Optimizing TileDB Query Performance for GEDI Data

Hi everyone,

I’m working with a TileDB array to store and query GEDI data. The array includes spatial (latitude, longitude) and temporal dimensions, with variables stored as attributes. I want to get feedback on two aspects:

  1. TileDB Schema: Does the structure of my TileDB array make sense for efficient querying?
  2. Query Optimization: Am I reading the data efficiently, or are there improvements I could make (e.g., indexing strategies, query execution optimizations, parallel reading)?

Here’s the way to look at my TileDB schema:

import tiledb
import os


# S3 TileDB context
tiledb_config = tiledb.Config(
    {
        "vfs.s3.endpoint_override": "https://s3.gfz-potsdam.de",
        "vfs.s3.region": "eu-central-1",
        "vfs.s3.no_sign_request" : "true"
    }
)


ctx = tiledb.Ctx(tiledb_config)

# Read TileDB schema
bucket = "dog.gedidb.gedi-l2-l4-v002"
array_uri = os.path.join(f"s3://{bucket}", "array_uri")
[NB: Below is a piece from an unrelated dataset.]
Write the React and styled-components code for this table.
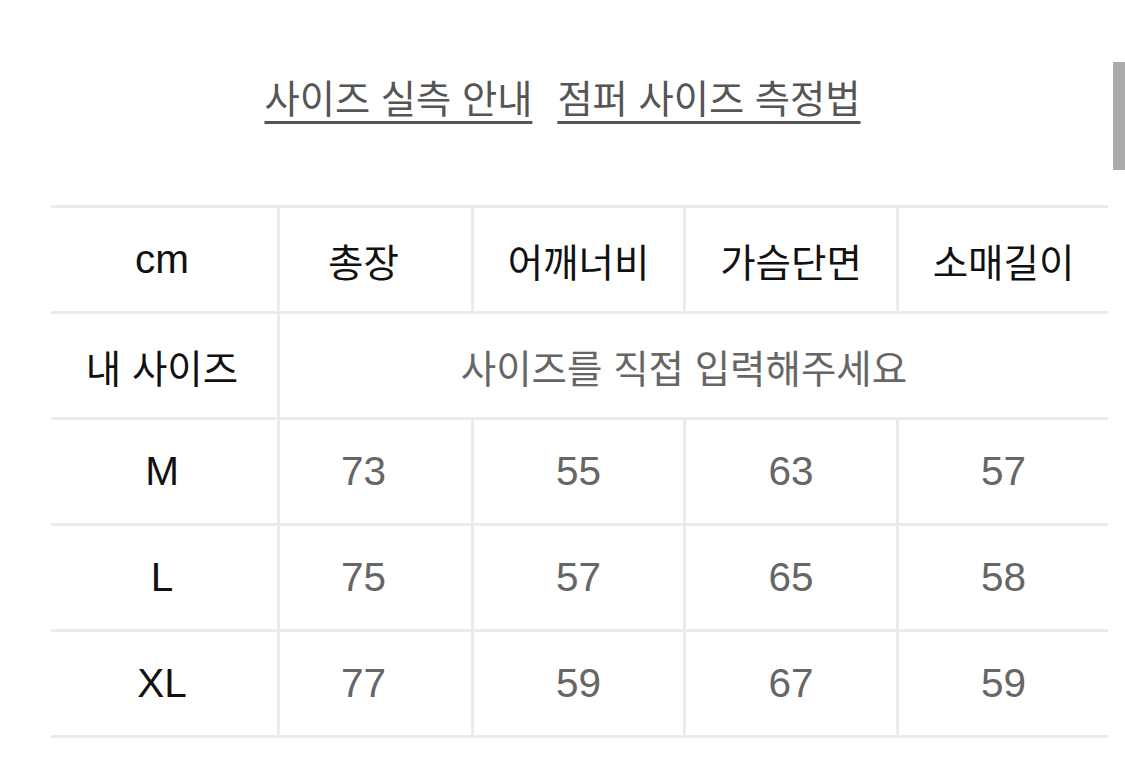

with tiledb.open(array_uri, mode="r", ctx=ctx) as array:
    print(array.schema)

Below is an example of how I would query the data.

import tiledb
import os

# S3 TileDB context

tiledb_config = tiledb.Config(
    {
        "vfs.s3.endpoint_override": "https://s3.gfz-potsdam.de",
        "vfs.s3.region": "eu-central-1",
        "vfs.s3.no_sign_request" : "true"
    }
)

ctx = tiledb.Ctx(tiledb_config)

# Path to the tileDB array
bucket = "dog.gedidb.gedi-l2-l4-v002"
array_uri = os.path.join(f"s3://{bucket}", "array_uri")

# Define query parameters
attr_list =  ["agbd"]
lat_min = -17.140088
lat_max =  -17.094909
lon_min =  145.606605 
lon_max = 145.653595
start_time =  17532
end_time =  19929

# Read the data
with tiledb.open(array_uri, mode="r", ctx=ctx) as array:
   
    query = array.query(attrs=attr_list)
    data = query.multi_index[
        lat_min:lat_max, lon_min:lon_max, start_time:end_time
    ]

As an indication, this is a visualisation of the fragment’s structure in my tileDB array.

I would appreciate any insights on whether my approach is well-optimized or if there are ways to improve it!

Thanks in advance!

Simon.